GOAL: Write out the listing, please, but only from its first line through the line containing "import React from", exactly as given and without pictures.
[start of SOURCE MATERIAL]
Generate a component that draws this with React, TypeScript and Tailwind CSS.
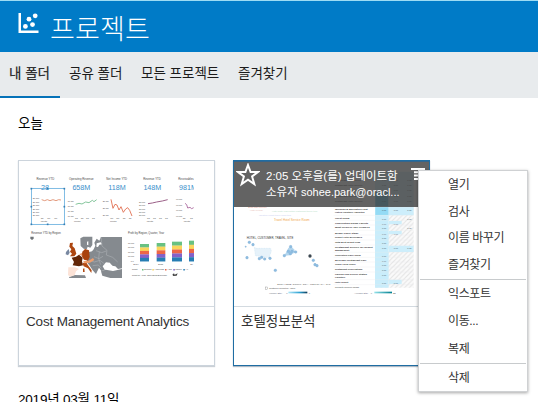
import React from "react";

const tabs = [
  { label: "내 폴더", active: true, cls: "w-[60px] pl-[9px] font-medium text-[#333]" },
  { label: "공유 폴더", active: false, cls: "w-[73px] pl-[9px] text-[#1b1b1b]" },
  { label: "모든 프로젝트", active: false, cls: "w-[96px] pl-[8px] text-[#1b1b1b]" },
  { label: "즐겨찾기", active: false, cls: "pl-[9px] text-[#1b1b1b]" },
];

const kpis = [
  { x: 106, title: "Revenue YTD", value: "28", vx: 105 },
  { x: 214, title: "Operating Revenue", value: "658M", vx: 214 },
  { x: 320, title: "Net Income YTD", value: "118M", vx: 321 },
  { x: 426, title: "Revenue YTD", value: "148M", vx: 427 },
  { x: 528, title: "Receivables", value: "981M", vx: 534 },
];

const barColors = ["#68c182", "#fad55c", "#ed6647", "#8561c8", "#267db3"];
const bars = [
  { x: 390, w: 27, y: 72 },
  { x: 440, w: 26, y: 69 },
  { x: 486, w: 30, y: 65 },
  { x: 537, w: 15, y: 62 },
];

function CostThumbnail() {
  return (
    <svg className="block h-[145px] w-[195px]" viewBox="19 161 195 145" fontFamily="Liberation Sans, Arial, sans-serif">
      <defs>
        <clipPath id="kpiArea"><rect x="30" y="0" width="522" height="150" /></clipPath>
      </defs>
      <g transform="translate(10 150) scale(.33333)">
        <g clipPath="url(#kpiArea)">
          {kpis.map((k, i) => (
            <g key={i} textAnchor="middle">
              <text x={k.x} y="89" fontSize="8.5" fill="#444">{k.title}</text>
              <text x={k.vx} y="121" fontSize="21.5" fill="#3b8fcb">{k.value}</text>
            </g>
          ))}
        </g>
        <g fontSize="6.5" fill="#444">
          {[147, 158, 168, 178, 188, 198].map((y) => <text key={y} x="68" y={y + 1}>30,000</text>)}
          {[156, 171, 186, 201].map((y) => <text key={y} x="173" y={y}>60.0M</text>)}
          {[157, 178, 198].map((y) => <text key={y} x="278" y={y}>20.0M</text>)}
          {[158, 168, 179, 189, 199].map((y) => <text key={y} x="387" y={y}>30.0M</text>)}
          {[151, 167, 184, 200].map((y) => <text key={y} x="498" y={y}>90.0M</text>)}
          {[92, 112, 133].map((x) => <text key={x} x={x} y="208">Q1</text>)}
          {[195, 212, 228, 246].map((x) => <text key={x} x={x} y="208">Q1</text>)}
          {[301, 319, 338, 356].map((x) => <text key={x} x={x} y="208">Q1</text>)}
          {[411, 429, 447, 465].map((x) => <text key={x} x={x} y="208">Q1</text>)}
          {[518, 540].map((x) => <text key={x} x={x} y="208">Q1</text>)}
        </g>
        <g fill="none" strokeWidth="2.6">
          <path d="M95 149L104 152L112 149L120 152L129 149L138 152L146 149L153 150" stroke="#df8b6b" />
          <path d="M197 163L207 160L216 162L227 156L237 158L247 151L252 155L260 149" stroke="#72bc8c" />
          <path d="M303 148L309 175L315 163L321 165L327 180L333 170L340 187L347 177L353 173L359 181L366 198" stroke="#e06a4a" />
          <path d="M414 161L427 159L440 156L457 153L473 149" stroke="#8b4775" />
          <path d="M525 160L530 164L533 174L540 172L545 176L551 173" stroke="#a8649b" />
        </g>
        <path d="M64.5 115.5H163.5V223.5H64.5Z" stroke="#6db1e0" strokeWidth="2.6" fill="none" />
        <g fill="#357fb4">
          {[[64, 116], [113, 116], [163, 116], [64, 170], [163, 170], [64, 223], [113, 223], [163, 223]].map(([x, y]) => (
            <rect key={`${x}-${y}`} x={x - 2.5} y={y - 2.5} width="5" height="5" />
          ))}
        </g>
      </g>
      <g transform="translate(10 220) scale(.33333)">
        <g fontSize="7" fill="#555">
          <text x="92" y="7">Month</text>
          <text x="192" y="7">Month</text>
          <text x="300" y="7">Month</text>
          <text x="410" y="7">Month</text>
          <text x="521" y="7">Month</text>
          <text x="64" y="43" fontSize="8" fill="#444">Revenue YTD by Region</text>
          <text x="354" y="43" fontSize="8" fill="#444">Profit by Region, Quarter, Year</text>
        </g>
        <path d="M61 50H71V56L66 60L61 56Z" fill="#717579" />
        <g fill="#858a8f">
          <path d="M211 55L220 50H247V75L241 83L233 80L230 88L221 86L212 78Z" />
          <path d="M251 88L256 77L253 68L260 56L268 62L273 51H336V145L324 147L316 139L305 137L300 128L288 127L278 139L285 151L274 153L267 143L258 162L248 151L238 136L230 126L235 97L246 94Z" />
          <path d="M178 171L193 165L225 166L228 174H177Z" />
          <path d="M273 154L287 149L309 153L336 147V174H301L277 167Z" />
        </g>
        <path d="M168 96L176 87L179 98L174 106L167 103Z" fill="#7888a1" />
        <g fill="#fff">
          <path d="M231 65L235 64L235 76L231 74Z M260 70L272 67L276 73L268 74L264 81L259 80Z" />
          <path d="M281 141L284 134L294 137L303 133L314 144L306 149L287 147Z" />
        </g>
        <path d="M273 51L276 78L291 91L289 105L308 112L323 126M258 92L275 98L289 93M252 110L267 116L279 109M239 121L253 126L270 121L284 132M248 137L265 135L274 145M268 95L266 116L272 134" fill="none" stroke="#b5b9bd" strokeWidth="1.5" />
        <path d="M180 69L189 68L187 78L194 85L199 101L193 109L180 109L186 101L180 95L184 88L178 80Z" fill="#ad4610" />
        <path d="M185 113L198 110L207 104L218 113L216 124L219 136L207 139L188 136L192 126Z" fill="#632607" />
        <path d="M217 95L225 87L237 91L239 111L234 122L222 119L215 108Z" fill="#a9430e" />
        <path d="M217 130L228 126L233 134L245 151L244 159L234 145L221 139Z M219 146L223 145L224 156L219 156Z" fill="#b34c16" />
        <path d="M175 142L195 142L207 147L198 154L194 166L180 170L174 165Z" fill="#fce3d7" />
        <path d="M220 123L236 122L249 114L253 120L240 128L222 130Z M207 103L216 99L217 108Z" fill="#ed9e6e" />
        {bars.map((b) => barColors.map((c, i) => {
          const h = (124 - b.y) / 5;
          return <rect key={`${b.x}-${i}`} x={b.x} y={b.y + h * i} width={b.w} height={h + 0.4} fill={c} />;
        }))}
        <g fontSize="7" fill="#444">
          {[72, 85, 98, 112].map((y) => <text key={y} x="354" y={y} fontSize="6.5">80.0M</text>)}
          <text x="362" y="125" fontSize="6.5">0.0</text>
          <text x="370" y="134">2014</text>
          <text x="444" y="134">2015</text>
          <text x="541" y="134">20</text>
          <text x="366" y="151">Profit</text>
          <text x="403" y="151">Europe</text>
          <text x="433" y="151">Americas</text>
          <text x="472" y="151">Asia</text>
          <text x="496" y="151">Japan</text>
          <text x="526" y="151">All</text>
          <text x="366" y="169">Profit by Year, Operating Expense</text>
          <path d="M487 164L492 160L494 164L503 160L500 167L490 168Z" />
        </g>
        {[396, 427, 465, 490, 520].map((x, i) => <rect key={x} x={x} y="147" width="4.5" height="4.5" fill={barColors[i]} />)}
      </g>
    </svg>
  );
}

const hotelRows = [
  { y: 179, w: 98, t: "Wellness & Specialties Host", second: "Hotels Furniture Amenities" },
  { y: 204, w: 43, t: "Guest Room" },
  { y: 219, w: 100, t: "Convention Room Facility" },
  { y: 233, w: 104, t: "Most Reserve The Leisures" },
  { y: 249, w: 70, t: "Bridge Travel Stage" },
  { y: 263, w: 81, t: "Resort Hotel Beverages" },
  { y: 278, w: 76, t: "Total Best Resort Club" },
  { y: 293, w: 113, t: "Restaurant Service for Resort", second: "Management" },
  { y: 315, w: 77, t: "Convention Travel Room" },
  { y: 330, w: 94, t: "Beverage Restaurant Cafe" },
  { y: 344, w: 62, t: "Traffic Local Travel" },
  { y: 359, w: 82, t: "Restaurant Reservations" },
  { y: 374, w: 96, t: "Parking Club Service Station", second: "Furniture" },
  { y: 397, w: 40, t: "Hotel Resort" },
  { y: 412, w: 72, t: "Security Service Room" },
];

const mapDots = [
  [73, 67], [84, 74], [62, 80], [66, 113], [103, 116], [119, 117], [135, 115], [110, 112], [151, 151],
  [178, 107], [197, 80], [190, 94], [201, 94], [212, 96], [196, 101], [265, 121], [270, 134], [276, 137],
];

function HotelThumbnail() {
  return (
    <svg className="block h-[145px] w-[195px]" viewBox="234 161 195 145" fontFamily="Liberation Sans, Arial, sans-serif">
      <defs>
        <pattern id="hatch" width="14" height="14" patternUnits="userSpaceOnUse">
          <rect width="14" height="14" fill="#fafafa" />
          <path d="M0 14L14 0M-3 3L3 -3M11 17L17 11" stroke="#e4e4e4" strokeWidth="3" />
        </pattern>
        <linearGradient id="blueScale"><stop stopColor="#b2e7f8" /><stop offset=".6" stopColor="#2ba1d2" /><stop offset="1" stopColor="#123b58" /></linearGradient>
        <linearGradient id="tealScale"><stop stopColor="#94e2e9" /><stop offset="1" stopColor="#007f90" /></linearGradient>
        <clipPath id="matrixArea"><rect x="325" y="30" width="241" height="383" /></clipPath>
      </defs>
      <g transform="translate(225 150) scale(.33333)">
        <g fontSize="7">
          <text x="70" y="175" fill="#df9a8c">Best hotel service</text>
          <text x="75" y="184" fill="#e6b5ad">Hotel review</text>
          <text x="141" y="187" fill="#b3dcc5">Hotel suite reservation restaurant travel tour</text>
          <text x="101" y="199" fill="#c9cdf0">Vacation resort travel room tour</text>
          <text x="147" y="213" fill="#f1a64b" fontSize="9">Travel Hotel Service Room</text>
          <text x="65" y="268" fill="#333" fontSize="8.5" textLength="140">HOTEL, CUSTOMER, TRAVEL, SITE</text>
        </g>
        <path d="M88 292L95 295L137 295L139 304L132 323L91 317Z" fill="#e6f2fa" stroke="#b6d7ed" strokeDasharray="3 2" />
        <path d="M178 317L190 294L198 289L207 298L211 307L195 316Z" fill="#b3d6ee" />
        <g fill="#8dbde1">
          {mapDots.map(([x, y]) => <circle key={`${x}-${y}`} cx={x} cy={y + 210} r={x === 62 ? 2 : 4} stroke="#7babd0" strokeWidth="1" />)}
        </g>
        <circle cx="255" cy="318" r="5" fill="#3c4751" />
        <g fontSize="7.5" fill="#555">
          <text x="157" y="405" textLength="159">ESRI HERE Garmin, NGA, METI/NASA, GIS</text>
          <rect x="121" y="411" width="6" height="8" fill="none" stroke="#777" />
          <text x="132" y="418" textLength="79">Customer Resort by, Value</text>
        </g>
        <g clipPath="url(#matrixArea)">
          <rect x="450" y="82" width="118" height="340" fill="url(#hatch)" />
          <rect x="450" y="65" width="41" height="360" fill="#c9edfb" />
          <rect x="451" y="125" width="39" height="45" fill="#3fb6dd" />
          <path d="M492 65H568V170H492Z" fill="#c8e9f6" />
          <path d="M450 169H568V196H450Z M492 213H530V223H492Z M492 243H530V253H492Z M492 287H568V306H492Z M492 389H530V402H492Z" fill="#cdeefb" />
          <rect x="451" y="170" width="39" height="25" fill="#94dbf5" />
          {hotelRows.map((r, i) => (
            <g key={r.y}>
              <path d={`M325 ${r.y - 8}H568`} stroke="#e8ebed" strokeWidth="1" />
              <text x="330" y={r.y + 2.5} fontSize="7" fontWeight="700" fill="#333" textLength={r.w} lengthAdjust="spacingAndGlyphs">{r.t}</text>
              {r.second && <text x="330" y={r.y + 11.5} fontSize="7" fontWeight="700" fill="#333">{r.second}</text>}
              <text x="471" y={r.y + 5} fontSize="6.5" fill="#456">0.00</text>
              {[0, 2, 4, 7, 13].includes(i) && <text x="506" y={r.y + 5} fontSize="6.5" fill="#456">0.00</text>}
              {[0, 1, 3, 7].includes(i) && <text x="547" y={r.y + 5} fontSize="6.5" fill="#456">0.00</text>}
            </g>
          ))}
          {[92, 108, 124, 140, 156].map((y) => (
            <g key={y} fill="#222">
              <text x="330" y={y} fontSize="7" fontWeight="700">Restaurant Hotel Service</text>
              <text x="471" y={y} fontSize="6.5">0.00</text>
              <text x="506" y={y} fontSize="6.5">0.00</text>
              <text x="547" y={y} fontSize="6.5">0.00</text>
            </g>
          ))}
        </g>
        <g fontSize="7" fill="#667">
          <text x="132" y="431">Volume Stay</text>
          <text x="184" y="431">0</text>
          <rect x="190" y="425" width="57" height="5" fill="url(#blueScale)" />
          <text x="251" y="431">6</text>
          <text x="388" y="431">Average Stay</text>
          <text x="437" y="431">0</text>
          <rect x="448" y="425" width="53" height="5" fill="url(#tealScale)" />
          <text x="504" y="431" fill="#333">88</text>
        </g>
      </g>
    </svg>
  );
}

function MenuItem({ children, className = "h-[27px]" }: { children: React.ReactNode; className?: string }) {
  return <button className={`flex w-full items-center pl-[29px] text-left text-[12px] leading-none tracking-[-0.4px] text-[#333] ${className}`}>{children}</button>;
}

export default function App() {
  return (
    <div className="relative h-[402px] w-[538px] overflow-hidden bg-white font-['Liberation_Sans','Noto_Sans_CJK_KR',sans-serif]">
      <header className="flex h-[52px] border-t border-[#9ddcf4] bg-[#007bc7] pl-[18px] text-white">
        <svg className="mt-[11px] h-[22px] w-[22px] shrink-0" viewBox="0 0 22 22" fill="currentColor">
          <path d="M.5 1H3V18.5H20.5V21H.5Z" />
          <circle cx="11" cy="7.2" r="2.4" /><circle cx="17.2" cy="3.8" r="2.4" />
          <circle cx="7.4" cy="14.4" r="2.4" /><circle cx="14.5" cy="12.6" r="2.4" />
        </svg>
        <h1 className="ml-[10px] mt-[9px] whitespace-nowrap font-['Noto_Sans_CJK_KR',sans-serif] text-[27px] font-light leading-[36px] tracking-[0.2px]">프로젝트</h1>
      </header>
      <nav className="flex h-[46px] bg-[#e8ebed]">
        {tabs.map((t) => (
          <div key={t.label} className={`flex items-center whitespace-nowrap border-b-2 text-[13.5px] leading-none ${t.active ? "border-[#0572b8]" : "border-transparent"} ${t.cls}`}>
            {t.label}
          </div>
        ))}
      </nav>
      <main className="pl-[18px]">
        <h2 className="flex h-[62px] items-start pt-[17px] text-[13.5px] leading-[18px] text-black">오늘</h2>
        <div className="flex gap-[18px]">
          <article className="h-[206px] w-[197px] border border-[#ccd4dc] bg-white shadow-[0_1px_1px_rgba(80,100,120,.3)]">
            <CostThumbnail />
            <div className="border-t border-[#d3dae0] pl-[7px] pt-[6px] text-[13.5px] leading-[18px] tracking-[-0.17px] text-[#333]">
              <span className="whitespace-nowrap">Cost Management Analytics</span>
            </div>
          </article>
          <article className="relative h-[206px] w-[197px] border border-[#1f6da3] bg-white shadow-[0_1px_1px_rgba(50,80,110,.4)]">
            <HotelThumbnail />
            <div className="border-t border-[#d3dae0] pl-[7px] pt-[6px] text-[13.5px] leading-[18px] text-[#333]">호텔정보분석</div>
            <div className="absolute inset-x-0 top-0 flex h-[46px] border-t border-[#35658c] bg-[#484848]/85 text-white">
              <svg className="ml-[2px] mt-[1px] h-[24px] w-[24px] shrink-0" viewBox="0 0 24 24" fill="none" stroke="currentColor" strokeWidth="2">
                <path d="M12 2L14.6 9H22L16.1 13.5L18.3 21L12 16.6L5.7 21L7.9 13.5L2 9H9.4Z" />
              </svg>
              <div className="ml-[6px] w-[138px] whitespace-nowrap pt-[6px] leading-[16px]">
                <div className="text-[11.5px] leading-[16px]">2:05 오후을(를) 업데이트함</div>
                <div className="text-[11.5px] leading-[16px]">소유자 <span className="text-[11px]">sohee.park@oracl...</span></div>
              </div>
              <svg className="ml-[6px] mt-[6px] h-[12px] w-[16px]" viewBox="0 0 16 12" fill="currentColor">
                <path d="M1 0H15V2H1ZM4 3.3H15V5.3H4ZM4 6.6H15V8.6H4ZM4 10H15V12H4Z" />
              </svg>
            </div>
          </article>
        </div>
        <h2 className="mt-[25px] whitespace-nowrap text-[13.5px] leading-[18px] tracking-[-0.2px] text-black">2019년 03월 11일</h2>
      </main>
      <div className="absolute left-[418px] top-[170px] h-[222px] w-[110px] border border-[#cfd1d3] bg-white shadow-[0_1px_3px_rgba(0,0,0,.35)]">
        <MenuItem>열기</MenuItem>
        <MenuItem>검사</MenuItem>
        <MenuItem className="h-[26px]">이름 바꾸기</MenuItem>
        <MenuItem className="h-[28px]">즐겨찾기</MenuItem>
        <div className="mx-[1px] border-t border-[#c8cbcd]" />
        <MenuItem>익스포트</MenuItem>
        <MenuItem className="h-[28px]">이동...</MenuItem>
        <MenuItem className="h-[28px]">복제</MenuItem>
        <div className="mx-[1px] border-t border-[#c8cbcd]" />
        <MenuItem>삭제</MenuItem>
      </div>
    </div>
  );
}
[end of SOURCE MATERIAL]
ANSWER IN FULL:
Generate a component that draws this with React, TypeScript and Tailwind CSS.
import React from "react";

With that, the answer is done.